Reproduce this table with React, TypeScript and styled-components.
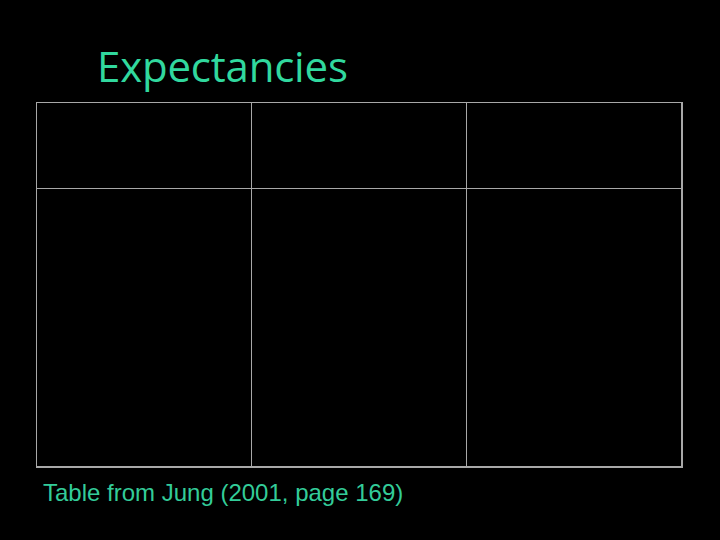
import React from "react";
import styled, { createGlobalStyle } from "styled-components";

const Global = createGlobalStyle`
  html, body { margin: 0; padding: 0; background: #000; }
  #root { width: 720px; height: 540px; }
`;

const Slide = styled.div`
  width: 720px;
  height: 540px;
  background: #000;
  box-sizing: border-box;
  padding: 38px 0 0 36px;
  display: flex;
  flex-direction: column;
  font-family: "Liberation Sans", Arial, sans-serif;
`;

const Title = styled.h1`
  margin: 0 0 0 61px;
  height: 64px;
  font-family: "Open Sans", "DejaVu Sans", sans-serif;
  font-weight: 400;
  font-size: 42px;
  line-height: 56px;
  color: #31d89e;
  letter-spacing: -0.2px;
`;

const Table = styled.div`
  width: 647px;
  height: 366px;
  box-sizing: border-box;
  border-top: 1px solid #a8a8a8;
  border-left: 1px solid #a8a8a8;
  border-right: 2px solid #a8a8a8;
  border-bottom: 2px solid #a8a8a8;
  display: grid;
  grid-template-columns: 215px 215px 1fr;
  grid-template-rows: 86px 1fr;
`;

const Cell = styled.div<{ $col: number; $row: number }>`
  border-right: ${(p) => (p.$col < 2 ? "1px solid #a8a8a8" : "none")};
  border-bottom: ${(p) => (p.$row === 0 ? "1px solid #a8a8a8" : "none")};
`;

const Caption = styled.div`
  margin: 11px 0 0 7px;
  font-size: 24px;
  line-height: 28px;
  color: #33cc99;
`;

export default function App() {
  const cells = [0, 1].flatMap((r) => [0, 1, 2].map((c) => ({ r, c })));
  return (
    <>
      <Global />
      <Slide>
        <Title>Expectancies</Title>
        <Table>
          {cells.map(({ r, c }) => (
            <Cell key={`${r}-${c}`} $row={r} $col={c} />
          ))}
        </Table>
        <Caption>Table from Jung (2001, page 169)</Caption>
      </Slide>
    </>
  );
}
++++
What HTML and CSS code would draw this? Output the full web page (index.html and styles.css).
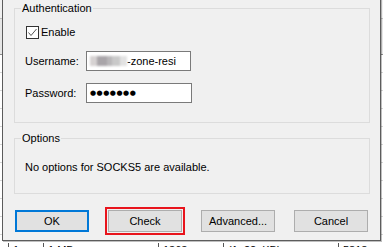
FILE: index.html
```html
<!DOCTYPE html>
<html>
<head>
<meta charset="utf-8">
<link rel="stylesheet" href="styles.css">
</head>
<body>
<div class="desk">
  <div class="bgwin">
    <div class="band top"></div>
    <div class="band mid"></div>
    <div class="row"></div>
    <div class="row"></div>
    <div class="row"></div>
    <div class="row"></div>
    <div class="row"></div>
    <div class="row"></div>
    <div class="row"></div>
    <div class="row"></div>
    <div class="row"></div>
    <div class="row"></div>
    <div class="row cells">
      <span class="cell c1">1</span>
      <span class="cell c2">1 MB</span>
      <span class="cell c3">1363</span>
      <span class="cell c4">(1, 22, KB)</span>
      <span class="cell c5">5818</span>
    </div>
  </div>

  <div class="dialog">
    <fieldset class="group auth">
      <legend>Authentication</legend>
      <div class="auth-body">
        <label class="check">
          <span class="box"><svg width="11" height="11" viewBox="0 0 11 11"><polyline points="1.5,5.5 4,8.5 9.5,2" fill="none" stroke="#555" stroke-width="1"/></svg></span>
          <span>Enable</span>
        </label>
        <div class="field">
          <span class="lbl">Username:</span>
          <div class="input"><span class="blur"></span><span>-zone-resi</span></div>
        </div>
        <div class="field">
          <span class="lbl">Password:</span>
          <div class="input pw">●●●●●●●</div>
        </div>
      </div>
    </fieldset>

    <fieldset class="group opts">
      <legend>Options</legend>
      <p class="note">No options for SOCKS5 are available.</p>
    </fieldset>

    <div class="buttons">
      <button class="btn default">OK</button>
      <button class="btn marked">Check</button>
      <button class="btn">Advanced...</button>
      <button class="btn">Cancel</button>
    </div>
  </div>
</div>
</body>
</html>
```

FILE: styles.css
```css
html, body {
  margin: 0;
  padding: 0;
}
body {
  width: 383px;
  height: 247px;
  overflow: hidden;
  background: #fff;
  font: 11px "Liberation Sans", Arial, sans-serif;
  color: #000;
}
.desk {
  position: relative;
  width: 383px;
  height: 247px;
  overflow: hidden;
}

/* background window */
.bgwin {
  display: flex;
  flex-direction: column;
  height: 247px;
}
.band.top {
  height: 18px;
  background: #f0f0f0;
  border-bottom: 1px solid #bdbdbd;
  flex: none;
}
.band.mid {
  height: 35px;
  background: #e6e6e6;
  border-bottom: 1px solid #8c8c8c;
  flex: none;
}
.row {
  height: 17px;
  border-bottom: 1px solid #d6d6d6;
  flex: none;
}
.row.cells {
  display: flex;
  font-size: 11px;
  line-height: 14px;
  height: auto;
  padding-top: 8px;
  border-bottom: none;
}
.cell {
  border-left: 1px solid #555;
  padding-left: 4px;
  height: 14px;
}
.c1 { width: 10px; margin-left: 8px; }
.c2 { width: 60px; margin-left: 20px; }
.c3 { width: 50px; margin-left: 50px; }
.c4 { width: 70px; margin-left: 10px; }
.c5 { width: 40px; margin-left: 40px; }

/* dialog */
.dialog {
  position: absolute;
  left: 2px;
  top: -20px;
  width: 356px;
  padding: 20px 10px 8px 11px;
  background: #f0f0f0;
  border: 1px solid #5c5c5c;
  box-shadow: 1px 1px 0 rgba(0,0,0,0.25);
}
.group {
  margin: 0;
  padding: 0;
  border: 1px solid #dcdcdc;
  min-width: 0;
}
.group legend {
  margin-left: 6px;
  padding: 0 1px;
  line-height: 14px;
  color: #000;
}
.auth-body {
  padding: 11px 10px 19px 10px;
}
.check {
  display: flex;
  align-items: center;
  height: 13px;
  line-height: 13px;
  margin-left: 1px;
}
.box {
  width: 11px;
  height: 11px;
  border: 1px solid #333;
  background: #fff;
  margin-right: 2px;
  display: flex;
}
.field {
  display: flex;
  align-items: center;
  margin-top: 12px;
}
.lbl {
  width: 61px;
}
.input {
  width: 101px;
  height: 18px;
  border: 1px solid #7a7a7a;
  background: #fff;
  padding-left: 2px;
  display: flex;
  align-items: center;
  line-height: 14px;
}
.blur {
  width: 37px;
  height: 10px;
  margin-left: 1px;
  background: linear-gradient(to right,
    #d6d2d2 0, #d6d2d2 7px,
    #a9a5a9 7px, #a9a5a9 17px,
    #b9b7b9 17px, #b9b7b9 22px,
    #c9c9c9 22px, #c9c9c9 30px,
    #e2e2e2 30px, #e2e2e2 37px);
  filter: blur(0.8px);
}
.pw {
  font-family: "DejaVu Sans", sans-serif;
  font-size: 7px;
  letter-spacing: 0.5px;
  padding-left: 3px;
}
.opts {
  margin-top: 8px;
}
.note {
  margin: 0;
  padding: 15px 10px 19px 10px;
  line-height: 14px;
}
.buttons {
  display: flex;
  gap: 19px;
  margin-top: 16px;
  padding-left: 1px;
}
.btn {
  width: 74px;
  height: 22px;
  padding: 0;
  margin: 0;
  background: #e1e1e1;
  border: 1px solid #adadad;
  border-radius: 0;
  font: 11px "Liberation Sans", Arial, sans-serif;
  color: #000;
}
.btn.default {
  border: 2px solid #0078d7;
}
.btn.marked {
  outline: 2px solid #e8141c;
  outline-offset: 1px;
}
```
++++
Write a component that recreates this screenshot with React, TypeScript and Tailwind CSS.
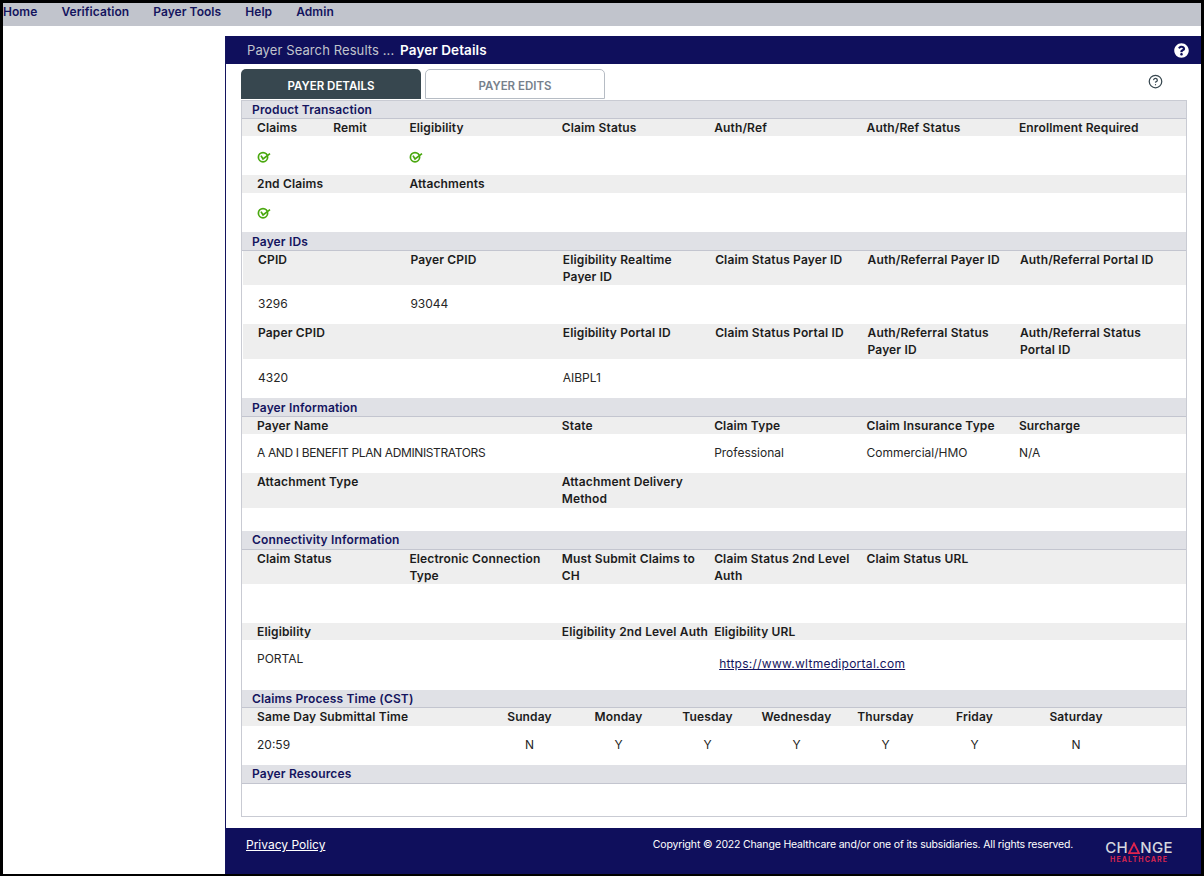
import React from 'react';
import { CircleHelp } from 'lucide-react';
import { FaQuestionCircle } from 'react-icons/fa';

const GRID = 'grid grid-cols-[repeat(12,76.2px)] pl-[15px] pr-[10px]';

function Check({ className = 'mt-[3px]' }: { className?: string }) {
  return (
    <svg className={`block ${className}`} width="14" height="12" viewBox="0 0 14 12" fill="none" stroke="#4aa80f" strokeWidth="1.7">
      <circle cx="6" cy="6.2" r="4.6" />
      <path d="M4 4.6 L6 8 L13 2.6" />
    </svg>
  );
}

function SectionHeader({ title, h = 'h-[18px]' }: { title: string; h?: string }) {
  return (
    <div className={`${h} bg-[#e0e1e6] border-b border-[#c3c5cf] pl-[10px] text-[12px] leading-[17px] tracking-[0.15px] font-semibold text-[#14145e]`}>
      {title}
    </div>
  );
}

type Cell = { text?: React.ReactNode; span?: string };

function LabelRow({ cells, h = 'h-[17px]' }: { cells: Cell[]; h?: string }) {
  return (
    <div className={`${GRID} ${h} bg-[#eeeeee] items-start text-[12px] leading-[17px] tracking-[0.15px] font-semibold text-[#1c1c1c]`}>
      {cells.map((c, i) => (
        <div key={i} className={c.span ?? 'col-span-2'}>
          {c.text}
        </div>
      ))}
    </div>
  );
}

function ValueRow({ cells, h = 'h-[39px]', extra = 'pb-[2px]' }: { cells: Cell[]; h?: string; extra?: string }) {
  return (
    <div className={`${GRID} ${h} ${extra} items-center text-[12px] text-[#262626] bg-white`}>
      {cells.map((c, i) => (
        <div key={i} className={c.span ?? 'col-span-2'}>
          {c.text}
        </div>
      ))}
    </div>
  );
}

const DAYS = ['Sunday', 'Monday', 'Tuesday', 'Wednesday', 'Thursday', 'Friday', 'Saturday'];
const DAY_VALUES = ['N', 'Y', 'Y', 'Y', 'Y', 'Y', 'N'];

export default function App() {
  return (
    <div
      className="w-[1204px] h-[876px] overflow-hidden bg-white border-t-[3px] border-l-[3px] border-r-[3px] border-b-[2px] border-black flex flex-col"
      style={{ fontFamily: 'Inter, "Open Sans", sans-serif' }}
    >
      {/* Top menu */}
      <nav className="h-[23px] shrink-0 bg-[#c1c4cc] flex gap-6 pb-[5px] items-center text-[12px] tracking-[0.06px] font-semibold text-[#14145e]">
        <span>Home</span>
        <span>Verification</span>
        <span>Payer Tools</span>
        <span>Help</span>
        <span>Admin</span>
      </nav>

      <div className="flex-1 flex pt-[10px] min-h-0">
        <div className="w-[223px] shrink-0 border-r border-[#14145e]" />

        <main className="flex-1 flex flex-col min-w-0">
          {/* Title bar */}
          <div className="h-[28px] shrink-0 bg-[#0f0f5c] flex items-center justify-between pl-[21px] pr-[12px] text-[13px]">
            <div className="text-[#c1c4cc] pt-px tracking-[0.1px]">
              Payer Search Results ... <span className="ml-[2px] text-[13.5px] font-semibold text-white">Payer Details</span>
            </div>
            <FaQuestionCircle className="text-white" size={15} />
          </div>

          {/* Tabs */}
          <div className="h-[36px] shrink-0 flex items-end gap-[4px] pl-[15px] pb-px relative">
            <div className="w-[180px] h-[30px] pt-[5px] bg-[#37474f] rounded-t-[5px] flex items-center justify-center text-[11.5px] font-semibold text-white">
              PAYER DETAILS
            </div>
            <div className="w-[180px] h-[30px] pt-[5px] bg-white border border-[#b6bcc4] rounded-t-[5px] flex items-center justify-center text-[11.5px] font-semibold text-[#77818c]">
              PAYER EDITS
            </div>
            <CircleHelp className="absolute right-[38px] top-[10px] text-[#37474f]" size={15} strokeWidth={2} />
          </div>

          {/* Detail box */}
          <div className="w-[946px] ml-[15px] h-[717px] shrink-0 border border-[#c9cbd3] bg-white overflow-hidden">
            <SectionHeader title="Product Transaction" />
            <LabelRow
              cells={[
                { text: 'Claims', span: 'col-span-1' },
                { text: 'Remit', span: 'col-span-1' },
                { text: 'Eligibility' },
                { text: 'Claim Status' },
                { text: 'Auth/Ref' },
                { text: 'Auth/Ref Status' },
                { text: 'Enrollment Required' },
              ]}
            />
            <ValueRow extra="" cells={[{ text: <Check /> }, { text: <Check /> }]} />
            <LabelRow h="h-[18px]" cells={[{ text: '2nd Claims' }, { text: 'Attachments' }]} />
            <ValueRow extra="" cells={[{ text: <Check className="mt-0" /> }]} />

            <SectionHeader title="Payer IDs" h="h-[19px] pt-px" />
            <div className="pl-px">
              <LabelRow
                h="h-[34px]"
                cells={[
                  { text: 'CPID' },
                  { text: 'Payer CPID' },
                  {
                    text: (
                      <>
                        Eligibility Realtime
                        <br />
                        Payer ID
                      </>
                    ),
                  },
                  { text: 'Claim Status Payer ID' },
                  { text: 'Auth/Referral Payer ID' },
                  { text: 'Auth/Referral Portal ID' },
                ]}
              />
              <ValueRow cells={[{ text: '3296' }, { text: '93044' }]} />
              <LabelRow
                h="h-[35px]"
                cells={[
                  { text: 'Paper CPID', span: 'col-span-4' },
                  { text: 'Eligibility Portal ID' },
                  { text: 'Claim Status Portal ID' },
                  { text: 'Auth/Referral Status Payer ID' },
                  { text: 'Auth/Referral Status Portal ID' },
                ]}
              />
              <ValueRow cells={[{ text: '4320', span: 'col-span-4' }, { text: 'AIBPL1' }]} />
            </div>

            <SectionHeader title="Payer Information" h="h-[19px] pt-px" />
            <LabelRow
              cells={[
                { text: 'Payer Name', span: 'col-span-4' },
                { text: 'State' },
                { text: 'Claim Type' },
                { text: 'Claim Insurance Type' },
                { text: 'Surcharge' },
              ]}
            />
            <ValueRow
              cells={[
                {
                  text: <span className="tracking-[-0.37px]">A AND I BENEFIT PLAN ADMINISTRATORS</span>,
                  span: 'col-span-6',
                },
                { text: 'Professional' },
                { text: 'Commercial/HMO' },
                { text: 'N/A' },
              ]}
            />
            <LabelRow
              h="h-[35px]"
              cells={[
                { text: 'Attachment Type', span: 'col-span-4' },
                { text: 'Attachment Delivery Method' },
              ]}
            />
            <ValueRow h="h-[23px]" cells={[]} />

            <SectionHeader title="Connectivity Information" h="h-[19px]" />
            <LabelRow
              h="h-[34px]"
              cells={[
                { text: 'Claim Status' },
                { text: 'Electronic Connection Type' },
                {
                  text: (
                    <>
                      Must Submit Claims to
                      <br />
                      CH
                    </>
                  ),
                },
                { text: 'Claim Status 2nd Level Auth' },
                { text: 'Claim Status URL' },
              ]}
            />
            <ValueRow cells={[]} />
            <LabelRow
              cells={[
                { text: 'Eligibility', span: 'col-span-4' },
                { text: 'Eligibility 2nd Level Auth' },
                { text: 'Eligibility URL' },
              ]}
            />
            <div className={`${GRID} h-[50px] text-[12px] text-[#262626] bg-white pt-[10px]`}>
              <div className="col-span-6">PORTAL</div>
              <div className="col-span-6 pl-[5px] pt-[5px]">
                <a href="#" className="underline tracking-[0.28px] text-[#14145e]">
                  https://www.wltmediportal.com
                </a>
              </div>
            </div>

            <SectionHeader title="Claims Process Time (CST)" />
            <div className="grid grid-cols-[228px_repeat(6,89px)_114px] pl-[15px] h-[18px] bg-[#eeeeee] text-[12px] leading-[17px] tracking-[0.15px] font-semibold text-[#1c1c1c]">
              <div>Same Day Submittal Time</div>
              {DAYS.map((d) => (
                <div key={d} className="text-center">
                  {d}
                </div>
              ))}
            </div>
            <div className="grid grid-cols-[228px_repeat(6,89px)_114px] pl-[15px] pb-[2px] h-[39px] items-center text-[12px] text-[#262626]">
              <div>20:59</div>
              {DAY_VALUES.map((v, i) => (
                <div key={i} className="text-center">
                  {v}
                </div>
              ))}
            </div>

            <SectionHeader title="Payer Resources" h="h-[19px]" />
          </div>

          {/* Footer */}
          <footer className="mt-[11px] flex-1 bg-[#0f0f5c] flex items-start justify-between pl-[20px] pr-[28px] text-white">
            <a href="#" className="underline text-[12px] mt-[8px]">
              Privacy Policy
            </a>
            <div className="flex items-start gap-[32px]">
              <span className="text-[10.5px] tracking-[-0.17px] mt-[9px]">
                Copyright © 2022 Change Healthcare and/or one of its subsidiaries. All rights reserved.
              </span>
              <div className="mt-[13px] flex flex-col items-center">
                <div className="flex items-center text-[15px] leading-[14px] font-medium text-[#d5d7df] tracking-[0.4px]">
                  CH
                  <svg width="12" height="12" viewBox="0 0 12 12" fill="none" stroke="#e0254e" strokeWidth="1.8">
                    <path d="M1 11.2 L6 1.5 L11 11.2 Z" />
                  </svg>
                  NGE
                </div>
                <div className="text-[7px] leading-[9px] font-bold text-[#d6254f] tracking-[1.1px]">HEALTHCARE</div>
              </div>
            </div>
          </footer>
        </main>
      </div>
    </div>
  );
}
++++
» TASK DIRECTIONS:
Quote the data above exactly from the line with "Write a component" to the line with "const GRID = 'grid", both ends counted, and nothing else. Pictures don't go in.

» TASK RESPONSE:
Write a component that recreates this screenshot with React, TypeScript and Tailwind CSS.
import React from 'react';
import { CircleHelp } from 'lucide-react';
import { FaQuestionCircle } from 'react-icons/fa';

const GRID = 'grid grid-cols-[repeat(12,76.2px)] pl-[15px] pr-[10px]';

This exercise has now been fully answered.